Ne vous laissez pas berner : les films barrés de Quentin Dupieux sont plus fouillés qu'ils n'en ont l'air. Sous les gags anodins dédiés à l'esclaffe générale, Wrong Cops colporte, à lui seul, un chapelet de références culturelles, de codes sociaux et d'influences de tous bords. Il n'y a pas de quoi épuiser Tarantino et la littérature postmoderne, mais l'écriture, structurée à bloc, fait ici un travail si impeccable qu'on en vient à vraiment éprouver de la sympathie intellectuelle pour le barbu aux commandes.
Embarqué dans une ville californienne colonisée par les combines policières, on se prend, avec Wrong Cops, l'absurdité d'une brigade de police détraquée en pleine figure. Marylin Manson, travesti en skater introverti, télescope Mark Burnham, métamorphosé pour l'occasion en flic germanisant dopé 24/7 à la techno psyché, qui tient à apprendre à ce premier ce que c'est que la « vraie musique ». Plus loin, Arden Myrin, en pétasse péroxydée (et consumériste), a bazardé de longue date sa conscience professionnelle et se lance dans des combines délicieusement rebutantes. Steve Little (formidable), en flic lubrique et hagard, se sert tant bien que mal de sa fonction pour assouvir sa perversité, au risque de quelques retours lacrymogènes. Eric, lui, affublé d'un cache-oeil, aspire à composer le tube de l'année.
Effectif réjouissant, donc, mais l'essentiel se joue ailleurs. À savoir que l'univers de Dupieux mobilise tout ce que le cinéma américain compte de clichés éculés pour faire tourner sa boutique. Flic aux toilettes, meurtre du voisin, mag porno, bodybuilding, burgers, chirurgie esthétique, appât du gain exacerbé, grosses poitrines, carcan masculinisant (ou asexué, au choix)... Mis bout à bout, ils prennent dans ce délire au troisième degré une saveur inédite, et juste ironique-absurde. Car si le film s'intéresse de très près aux stéréotypes, c'est pour mieux les détourner de leur sens commun.

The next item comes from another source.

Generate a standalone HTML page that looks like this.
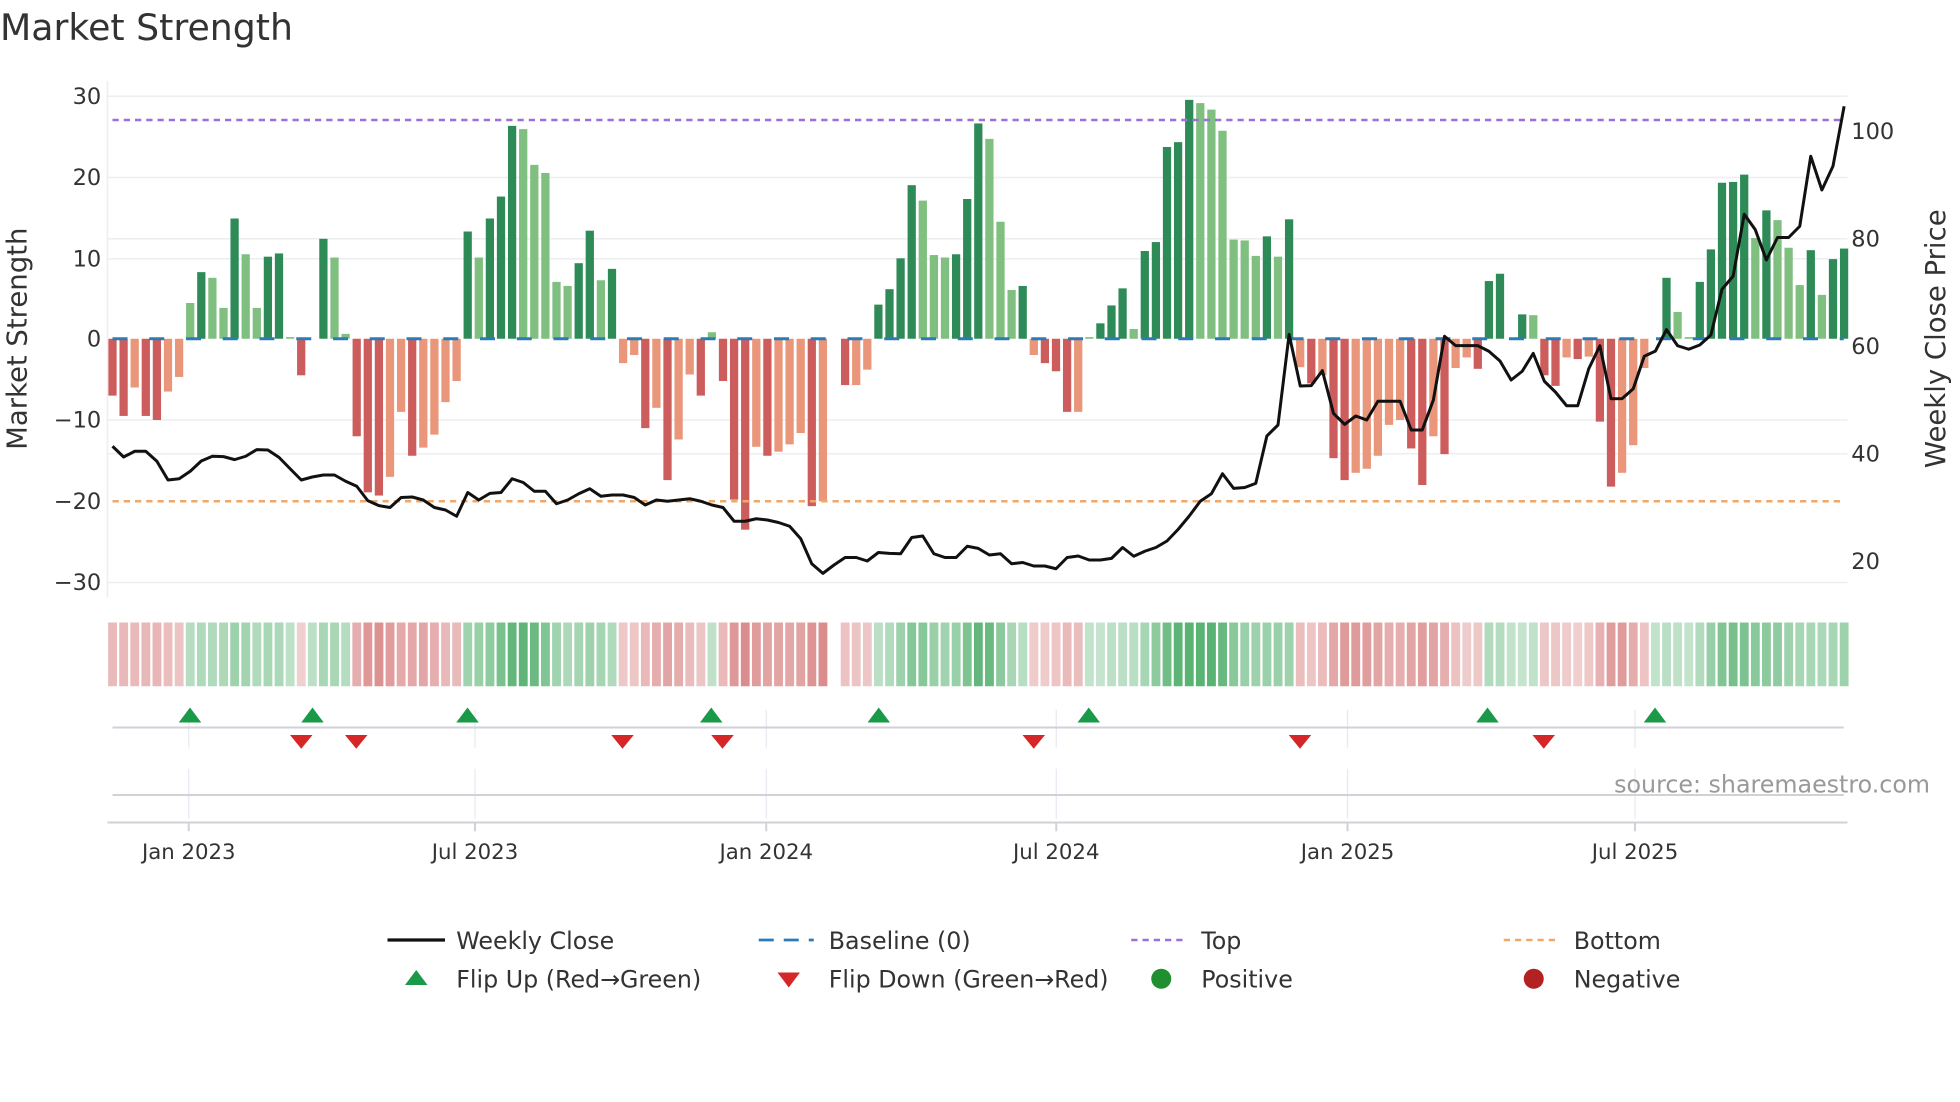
<!DOCTYPE html>
<html><head><meta charset="utf-8"><style>
html,body{margin:0;padding:0;background:#fff;width:1960px;height:1102px;overflow:hidden}
svg{display:block}
text{font-family:"DejaVu Sans","Liberation Sans",sans-serif;fill:#333}
</style></head><body>
<svg id="s" width="1960" height="1102" viewBox="0 0 1568 881.6" xmlns="http://www.w3.org/2000/svg">
<text x="0" y="32" font-size="29">Market Strength</text>
<g stroke="#eceef2" stroke-width="1.2">
<line x1="86" y1="77" x2="1478" y2="77"/><line x1="86" y1="142" x2="1478" y2="142"/><line x1="86" y1="207" x2="1478" y2="207"/><line x1="86" y1="336" x2="1478" y2="336"/><line x1="86" y1="466" x2="1478" y2="466"/>
<line x1="86" y1="191" x2="1478" y2="191"/><line x1="86" y1="363" x2="1478" y2="363"/>
<line x1="86" y1="65" x2="86" y2="478"/>
</g>
<g id="bars"></g>
<g id="base"></g>
<line x1="90" y1="96" x2="1475" y2="96" stroke="#9b6fdc" stroke-width="2" stroke-dasharray="5,4"/>
<line x1="90" y1="401" x2="1475" y2="401" stroke="#f0a868" stroke-width="2" stroke-dasharray="5,4"/>
<polyline id="price" fill="none" stroke="#111" stroke-width="2.4" stroke-linejoin="round"/>
<g font-size="18" text-anchor="end">
<text x="81" y="83">30</text><text x="81" y="148">20</text><text x="81" y="213">10</text><text x="81" y="277">0</text><text x="81" y="342">−10</text><text x="81" y="407">−20</text><text x="81" y="472">−30</text>
</g>
<g font-size="18">
<text x="1481" y="111">100</text><text x="1481" y="197">80</text><text x="1481" y="283">60</text><text x="1481" y="369">40</text><text x="1481" y="455">20</text>
</g>
<text font-size="22" transform="translate(21,271) rotate(-90)" text-anchor="middle">Market Strength</text>
<text font-size="22" transform="translate(1556,271) rotate(-90)" text-anchor="middle">Weekly Close Price</text>
<g id="strip"></g>
<g stroke="#e6eaf0" stroke-width="1">
<line x1="151" y1="568" x2="151" y2="598"/><line x1="380" y1="568" x2="380" y2="598"/><line x1="613" y1="568" x2="613" y2="598"/><line x1="845" y1="568" x2="845" y2="598"/><line x1="1078" y1="568" x2="1078" y2="598"/><line x1="1308" y1="568" x2="1308" y2="598"/>
<line x1="151" y1="615" x2="151" y2="655"/><line x1="380" y1="615" x2="380" y2="655"/><line x1="613" y1="615" x2="613" y2="655"/><line x1="845" y1="615" x2="845" y2="655"/><line x1="1078" y1="615" x2="1078" y2="655"/><line x1="1308" y1="615" x2="1308" y2="655"/>
</g>
<g stroke="#d0d2d8" stroke-width="1.6">
<line x1="90" y1="582" x2="1475" y2="582"/><line x1="90" y1="636" x2="1475" y2="636"/><line x1="86" y1="658" x2="1478" y2="658"/>
<line x1="151" y1="658" x2="151" y2="665"/><line x1="380" y1="658" x2="380" y2="665"/><line x1="613" y1="658" x2="613" y2="665"/><line x1="845" y1="658" x2="845" y2="665"/><line x1="1078" y1="658" x2="1078" y2="665"/><line x1="1308" y1="658" x2="1308" y2="665"/>
</g>
<g id="marks"></g>
<g font-size="17" text-anchor="middle">
<text x="151" y="687">Jan 2023</text><text x="380" y="687">Jul 2023</text><text x="613" y="687">Jan 2024</text><text x="845" y="687">Jul 2024</text><text x="1078" y="687">Jan 2025</text><text x="1308" y="687">Jul 2025</text>
</g>
<text x="1544" y="634" font-size="19" text-anchor="end" style="fill:#999">source: sharemaestro.com</text>
<g font-size="19">
<line x1="310" y1="752" x2="356" y2="752" stroke="#111" stroke-width="2.6"/>
<text x="365" y="759">Weekly Close</text>
<polygon points="324,788 342,788 333,776" fill="#1a9a48"/>
<text x="365" y="790">Flip Up (Red→Green)</text>
<line x1="607" y1="752" x2="651" y2="752" stroke="#2b7bb9" stroke-width="2.2" stroke-dasharray="12,8"/>
<text x="663" y="759">Baseline (0)</text>
<polygon points="622,778 640,778 631,790" fill="#d62728"/>
<text x="663" y="790">Flip Down (Green→Red)</text>
<line x1="905" y1="752" x2="949" y2="752" stroke="#9b6fdc" stroke-width="2" stroke-dasharray="5,4"/>
<text x="961" y="759">Top</text>
<circle cx="929" cy="783" r="8" fill="#1f8f2f"/>
<text x="961" y="790">Positive</text>
<line x1="1203" y1="752" x2="1247" y2="752" stroke="#f0a868" stroke-width="2" stroke-dasharray="5,4"/>
<text x="1259" y="759">Bottom</text>
<circle cx="1227" cy="783" r="8" fill="#b22222"/>
<text x="1259" y="790">Negative</text>
</g>
</svg>
<script>
var V=[-7,-9.5,-6,-9.5,-10,-6.5,-4.7,
4.4,8.2,7.5,3.8,14.8,10.4,3.8,10.1,10.5,
0.2,-4.5,0,12.3,10,0.6,
-12,-18.9,-19.3,-17,-9,-14.4,-13.4,-11.8,-7.8,-5.2,
13.2,10,14.8,17.5,26.2,25.8,21.4,20.4,7,6.5,9.3,13.3,7.2,8.6,
-3,-2,-11,-8.5,-17.4,-12.4,-4.4,-7,
0.8,
-5.2,-19.8,-23.5,-13.3,-14.4,-13.9,-13,-11.6,-20.6,-20,
null,
-5.7,-5.7,-3.8,
4.2,6.1,9.9,18.9,17,10.3,10,10.4,17.2,26.5,24.6,14.4,6,6.5,
-2,-3,-4,-9,-9,
0.2,1.9,4.1,6.2,1.2,10.8,11.9,23.6,24.2,29.4,29,28.2,25.6,12.2,12.1,10.2,12.6,10.1,14.7,
-3.5,-5.5,-4.5,-14.7,-17.4,-16.5,-16,-14.4,-10.6,-10,-13.5,-18,-12,-14.2,-3.6,-2.3,-3.7,
7.1,8,0,3,2.9,
-4.5,-5.8,-2.3,-2.5,-2.2,-10.2,-18.2,-16.5,-13.1,-3.6,
0,
7.5,3.3,0.2,7,11,19.2,19.3,20.2,12.4,15.8,14.6,11.2,6.6,10.9,5.4,9.8,11.1];
var P=[357,365.6,361,361,369,384,383,377,368.8,365,365.3,367.7,365,359.7,360,365.9,375,384,381.6,380,380,385,389,400.5,404.5,406,398,397.6,400,406,408,413,394,400,394.7,394,
383,386,393,393,403,400,395,391,397,396,396,398,404,400,401,400,399,401,404,406,417,417,415,416,
418,421,431,451,458.7,452,446,446,448.8,442,442.7,443,430,428.8,443,446,446,437,438.7,444,443,451,450,452.8,452.8,455,446,444.8,448,
448,446.7,438,445,441,438,432.8,423.5,412.8,401,395,379,390.7,390,386.7,348.8,340,267.5,308.8,308.5,296.5,330.7,339.5,332.8,336,321,321,321,344,344,320,269,276.5,276.5,276.5,281,288.8,304,297,282.7,305,313.7,324.6,324.6,295,276.6,319,318.9,311,285,280.9,263.7,276.6,279.4,276,268,231.4,220.9,171.4,183.7,208,190,190,181,125,152,132.9,85];
var NS="http://www.w3.org/2000/svg";
function el(g,t,a){var e=document.createElementNS(NS,t);for(var k in a)e.setAttribute(k,a[k]);document.getElementById(g).appendChild(e);return e;}
var W=8.88,X0=90,prev=0;
for(var i=0;i<V.length;i++){var v=V[i];var x=X0+W*i;if(v===null){prev=0;continue;}
 var h=Math.abs(v)*6.5;var dark=Math.abs(v)>Math.abs(prev);var c;
 if(v>=0)c=dark?"#2e8b57":"#7fbf7f";else c=dark?"#cd5c5c":"#e9967a";
 if(h>0.3)el("bars","rect",{x:x-3.3,y:v>=0?271-h:271,width:6.6,height:h,fill:c});
 prev=v;}
for(var x=90;x<1475;x+=29.4){el("base","line",{x1:x,y1:271,x2:Math.min(x+12,1475),y2:271,stroke:"#2b7bb9","stroke-width":2.4});}
var pts=[];for(var i=0;i<P.length;i++){pts.push((X0+W*i).toFixed(1)+","+P[i]);}
document.getElementById("price").setAttribute("points",pts.join(" "));
for(var i=0;i<V.length;i++){var v=V[i];if(v===null)continue;
 var s=0,n=0;for(var j=i-1;j<=i+1;j++){if(j>=0&&j<V.length&&V[j]!==null){s+=Math.abs(V[j])*(j==i?2:1);n+=(j==i?2:1);}}
 var a=s/n;var sg=v;if(v===0&&i+1<V.length)sg=V[i+1];
 var t=0.25+0.6*Math.min(1,a/26);
 var b=sg>=0?[60,165,90]:[205,95,95];
 var col="rgb("+b.map(function(q){return Math.round(255-(255-q)*t);}).join(",")+")";
 var x=X0+W*i;el("strip","rect",{x:x-4.4+0.9,y:498,width:W-1.8,height:51,fill:col});}
var up=[152,250,374,569,703,871,1190,1324],dn=[241,285,498,578,827,1040,1235];
up.forEach(function(x){el("marks","polygon",{points:(x-9)+",578 "+(x+9)+",578 "+x+",566",fill:"#1a9a48"});});
dn.forEach(function(x){el("marks","polygon",{points:(x-9)+",588 "+(x+9)+",588 "+x+",599",fill:"#d62728"});});
</script>
</body></html>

L'ambiance polar californien douteux est d'autant plus assumée que le kitsch envahit jusqu'aux effets visuels et sonores. Au générique en lettres capitales doublées succèdent des techniques de montage qui ont mal vieilli : zooms et dégrossissement dégueux, coupures, arrêts sur images, tous empruntés aux mauvais films américains. Le tout est immergé dans une bande-son techno et anatopique de Mr. Oizo (qui normalement n'aurait rien à faire là).
En clair, Wrong Cops sonne un peu comme les bouquins de Pynchon, avec plus de gyrophares tricolores et moins de symboles ésotériques. Univers foutraque, atmosphère burlesque, kitsch ambiant, succession d'interactions improbables, soutenus, en toile de fond, par un désaxement radical des critères de normalité. Ces éléments coagulent ensemble pour installer une incohérence référentielle viable et un fou rire permanent.
Ca devient très piquant (et révélateur du propos) lorsque, lors de l'enterrement conclusif, le chef de brigade entonne un speech chrétien, et que Mark Burnham lui réplique, défoncé, un monologue ponctué de « This world is hell ». Ou quand, devant les réticences de son ami à enterrer un type à moitié macchabée, il rétorque : « It's a horrible thing for him, not for you. »
Reprogrammer les contours de la normalité : c'est bien là, au fond, la petite prouesse du film.